=== AIM ===
All the data should be repeated exactly. Any image in it is left out.

⁂

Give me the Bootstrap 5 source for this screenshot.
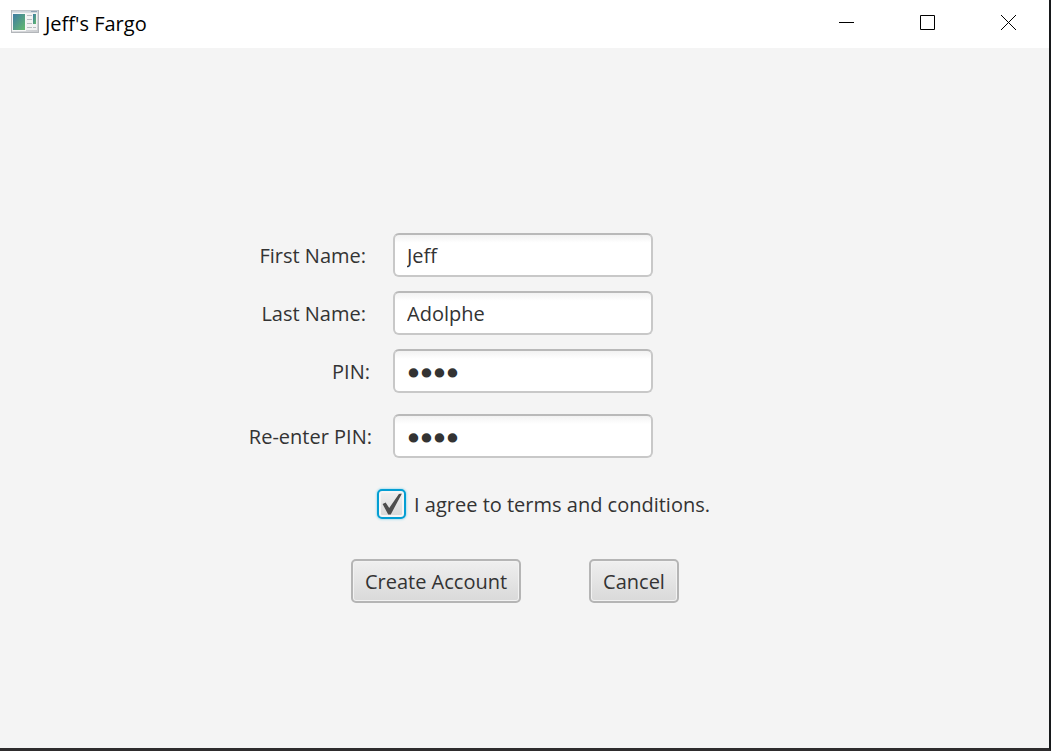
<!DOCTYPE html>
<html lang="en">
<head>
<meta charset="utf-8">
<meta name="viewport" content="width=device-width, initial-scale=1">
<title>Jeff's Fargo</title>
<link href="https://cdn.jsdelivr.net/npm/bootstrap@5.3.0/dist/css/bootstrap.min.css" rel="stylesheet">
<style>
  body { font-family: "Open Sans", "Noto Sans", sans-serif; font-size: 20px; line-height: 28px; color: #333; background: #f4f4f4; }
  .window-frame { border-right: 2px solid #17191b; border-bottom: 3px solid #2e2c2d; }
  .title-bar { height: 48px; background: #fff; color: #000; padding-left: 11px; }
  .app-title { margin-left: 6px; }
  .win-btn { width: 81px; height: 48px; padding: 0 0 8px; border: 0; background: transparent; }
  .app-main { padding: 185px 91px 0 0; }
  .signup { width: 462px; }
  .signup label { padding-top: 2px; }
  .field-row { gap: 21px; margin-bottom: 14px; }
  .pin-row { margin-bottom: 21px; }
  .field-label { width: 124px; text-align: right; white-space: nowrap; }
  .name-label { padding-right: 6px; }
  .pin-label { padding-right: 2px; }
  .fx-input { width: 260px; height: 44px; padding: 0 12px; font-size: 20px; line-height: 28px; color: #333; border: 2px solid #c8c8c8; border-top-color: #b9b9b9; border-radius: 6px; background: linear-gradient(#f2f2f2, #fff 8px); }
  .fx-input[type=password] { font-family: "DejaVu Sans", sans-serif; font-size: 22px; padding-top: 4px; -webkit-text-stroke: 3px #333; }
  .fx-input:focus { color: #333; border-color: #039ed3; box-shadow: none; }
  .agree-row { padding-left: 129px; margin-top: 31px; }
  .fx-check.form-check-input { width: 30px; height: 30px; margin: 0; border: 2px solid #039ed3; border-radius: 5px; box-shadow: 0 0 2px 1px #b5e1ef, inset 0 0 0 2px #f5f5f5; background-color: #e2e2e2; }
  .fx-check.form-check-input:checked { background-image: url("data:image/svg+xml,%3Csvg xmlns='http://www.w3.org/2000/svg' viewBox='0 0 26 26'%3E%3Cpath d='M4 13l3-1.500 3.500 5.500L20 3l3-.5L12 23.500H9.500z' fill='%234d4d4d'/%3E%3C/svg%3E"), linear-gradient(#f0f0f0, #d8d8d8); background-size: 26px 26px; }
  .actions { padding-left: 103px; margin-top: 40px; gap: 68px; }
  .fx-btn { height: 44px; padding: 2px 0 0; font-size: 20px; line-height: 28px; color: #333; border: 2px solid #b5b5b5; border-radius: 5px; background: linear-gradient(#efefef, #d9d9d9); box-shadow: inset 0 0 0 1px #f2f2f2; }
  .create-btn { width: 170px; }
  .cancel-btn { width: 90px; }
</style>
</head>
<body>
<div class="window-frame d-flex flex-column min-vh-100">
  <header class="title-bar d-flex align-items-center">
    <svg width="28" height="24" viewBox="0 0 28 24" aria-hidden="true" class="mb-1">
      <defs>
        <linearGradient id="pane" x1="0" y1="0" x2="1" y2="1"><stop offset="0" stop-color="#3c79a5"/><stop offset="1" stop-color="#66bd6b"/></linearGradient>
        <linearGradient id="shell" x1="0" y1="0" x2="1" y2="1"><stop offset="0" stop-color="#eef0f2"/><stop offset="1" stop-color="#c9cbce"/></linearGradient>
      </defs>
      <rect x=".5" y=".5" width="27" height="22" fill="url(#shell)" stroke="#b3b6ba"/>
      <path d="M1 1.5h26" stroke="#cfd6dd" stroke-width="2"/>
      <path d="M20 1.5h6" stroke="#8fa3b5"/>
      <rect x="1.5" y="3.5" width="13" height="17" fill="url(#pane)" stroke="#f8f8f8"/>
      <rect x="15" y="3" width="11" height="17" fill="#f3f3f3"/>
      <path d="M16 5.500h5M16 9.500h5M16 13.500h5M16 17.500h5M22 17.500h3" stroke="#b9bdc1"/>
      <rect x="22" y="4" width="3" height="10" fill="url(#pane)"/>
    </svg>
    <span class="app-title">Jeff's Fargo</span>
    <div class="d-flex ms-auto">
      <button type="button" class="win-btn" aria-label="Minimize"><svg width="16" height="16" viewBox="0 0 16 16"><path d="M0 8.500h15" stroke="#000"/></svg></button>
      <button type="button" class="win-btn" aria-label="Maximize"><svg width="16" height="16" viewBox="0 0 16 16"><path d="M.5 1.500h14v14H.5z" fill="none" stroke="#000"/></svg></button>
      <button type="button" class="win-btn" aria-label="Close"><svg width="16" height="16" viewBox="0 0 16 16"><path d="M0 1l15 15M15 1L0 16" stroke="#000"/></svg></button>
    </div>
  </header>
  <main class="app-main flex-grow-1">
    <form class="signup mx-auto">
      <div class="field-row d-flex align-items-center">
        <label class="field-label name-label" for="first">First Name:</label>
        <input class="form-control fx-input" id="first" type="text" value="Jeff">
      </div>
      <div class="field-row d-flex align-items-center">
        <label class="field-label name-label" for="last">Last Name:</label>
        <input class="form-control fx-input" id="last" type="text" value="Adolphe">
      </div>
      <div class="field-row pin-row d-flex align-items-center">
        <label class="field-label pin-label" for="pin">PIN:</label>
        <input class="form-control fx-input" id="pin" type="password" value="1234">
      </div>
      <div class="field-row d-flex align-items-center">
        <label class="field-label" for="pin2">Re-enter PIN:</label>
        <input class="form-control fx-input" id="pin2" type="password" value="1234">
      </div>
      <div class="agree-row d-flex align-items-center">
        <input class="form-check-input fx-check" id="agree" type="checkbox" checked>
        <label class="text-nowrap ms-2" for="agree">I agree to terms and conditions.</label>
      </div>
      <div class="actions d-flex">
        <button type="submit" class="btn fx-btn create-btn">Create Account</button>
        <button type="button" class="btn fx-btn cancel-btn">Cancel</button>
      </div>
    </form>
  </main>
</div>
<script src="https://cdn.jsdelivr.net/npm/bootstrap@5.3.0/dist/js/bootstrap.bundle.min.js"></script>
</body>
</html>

⁂

=== EXERCISE OUTPUT ===
Give me the Bootstrap 5 source for this screenshot.
<!DOCTYPE html>
<html lang="en">
<head>
<meta charset="utf-8">
<meta name="viewport" content="width=device-width, initial-scale=1">
<title>Jeff's Fargo</title>
<link href="https://cdn.jsdelivr.net/npm/bootstrap@5.3.0/dist/css/bootstrap.min.css" rel="stylesheet">
<style>
  body { font-family: "Open Sans", "Noto Sans", sans-serif; font-size: 20px; line-height: 28px; color: #333; background: #f4f4f4; }
  .window-frame { border-right: 2px solid #17191b; border-bottom: 3px solid #2e2c2d; }
  .title-bar { height: 48px; background: #fff; color: #000; padding-left: 11px; }
  .app-title { margin-left: 6px; }
  .win-btn { width: 81px; height: 48px; padding: 0 0 8px; border: 0; background: transparent; }
  .app-main { padding: 185px 91px 0 0; }
  .signup { width: 462px; }
  .signup label { padding-top: 2px; }
  .field-row { gap: 21px; margin-bottom: 14px; }
  .pin-row { margin-bottom: 21px; }
  .field-label { width: 124px; text-align: right; white-space: nowrap; }
  .name-label { padding-right: 6px; }
  .pin-label { padding-right: 2px; }
  .fx-input { width: 260px; height: 44px; padding: 0 12px; font-size: 20px; line-height: 28px; color: #333; border: 2px solid #c8c8c8; border-top-color: #b9b9b9; border-radius: 6px; background: linear-gradient(#f2f2f2, #fff 8px); }
  .fx-input[type=password] { font-family: "DejaVu Sans", sans-serif; font-size: 22px; padding-top: 4px; -webkit-text-stroke: 3px #333; }
  .fx-input:focus { color: #333; border-color: #039ed3; box-shadow: none; }
  .agree-row { padding-left: 129px; margin-top: 31px; }
  .fx-check.form-check-input { width: 30px; height: 30px; margin: 0; border: 2px solid #039ed3; border-radius: 5px; box-shadow: 0 0 2px 1px #b5e1ef, inset 0 0 0 2px #f5f5f5; background-color: #e2e2e2; }
  .fx-check.form-check-input:checked { background-image: url("data:image/svg+xml,%3Csvg xmlns='http://www.w3.org/2000/svg' viewBox='0 0 26 26'%3E%3Cpath d='M4 13l3-1.500 3.500 5.500L20 3l3-.5L12 23.500H9.500z' fill='%234d4d4d'/%3E%3C/svg%3E"), linear-gradient(#f0f0f0, #d8d8d8); background-size: 26px 26px; }
  .actions { padding-left: 103px; margin-top: 40px; gap: 68px; }
  .fx-btn { height: 44px; padding: 2px 0 0; font-size: 20px; line-height: 28px; color: #333; border: 2px solid #b5b5b5; border-radius: 5px; background: linear-gradient(#efefef, #d9d9d9); box-shadow: inset 0 0 0 1px #f2f2f2; }
  .create-btn { width: 170px; }
  .cancel-btn { width: 90px; }
</style>
</head>
<body>
<div class="window-frame d-flex flex-column min-vh-100">
  <header class="title-bar d-flex align-items-center">
    <svg width="28" height="24" viewBox="0 0 28 24" aria-hidden="true" class="mb-1">
      <defs>
        <linearGradient id="pane" x1="0" y1="0" x2="1" y2="1"><stop offset="0" stop-color="#3c79a5"/><stop offset="1" stop-color="#66bd6b"/></linearGradient>
        <linearGradient id="shell" x1="0" y1="0" x2="1" y2="1"><stop offset="0" stop-color="#eef0f2"/><stop offset="1" stop-color="#c9cbce"/></linearGradient>
      </defs>
      <rect x=".5" y=".5" width="27" height="22" fill="url(#shell)" stroke="#b3b6ba"/>
      <path d="M1 1.5h26" stroke="#cfd6dd" stroke-width="2"/>
      <path d="M20 1.5h6" stroke="#8fa3b5"/>
      <rect x="1.5" y="3.5" width="13" height="17" fill="url(#pane)" stroke="#f8f8f8"/>
      <rect x="15" y="3" width="11" height="17" fill="#f3f3f3"/>
      <path d="M16 5.500h5M16 9.500h5M16 13.500h5M16 17.500h5M22 17.500h3" stroke="#b9bdc1"/>
      <rect x="22" y="4" width="3" height="10" fill="url(#pane)"/>
    </svg>
    <span class="app-title">Jeff's Fargo</span>
    <div class="d-flex ms-auto">
      <button type="button" class="win-btn" aria-label="Minimize"><svg width="16" height="16" viewBox="0 0 16 16"><path d="M0 8.500h15" stroke="#000"/></svg></button>
      <button type="button" class="win-btn" aria-label="Maximize"><svg width="16" height="16" viewBox="0 0 16 16"><path d="M.5 1.500h14v14H.5z" fill="none" stroke="#000"/></svg></button>
      <button type="button" class="win-btn" aria-label="Close"><svg width="16" height="16" viewBox="0 0 16 16"><path d="M0 1l15 15M15 1L0 16" stroke="#000"/></svg></button>
    </div>
  </header>
  <main class="app-main flex-grow-1">
    <form class="signup mx-auto">
      <div class="field-row d-flex align-items-center">
        <label class="field-label name-label" for="first">First Name:</label>
        <input class="form-control fx-input" id="first" type="text" value="Jeff">
      </div>
      <div class="field-row d-flex align-items-center">
        <label class="field-label name-label" for="last">Last Name:</label>
        <input class="form-control fx-input" id="last" type="text" value="Adolphe">
      </div>
      <div class="field-row pin-row d-flex align-items-center">
        <label class="field-label pin-label" for="pin">PIN:</label>
        <input class="form-control fx-input" id="pin" type="password" value="1234">
      </div>
      <div class="field-row d-flex align-items-center">
        <label class="field-label" for="pin2">Re-enter PIN:</label>
        <input class="form-control fx-input" id="pin2" type="password" value="1234">
      </div>
      <div class="agree-row d-flex align-items-center">
        <input class="form-check-input fx-check" id="agree" type="checkbox" checked>
        <label class="text-nowrap ms-2" for="agree">I agree to terms and conditions.</label>
      </div>
      <div class="actions d-flex">
        <button type="submit" class="btn fx-btn create-btn">Create Account</button>
        <button type="button" class="btn fx-btn cancel-btn">Cancel</button>
      </div>
    </form>
  </main>
</div>
<script src="https://cdn.jsdelivr.net/npm/bootstrap@5.3.0/dist/js/bootstrap.bundle.min.js"></script>
</body>
</html>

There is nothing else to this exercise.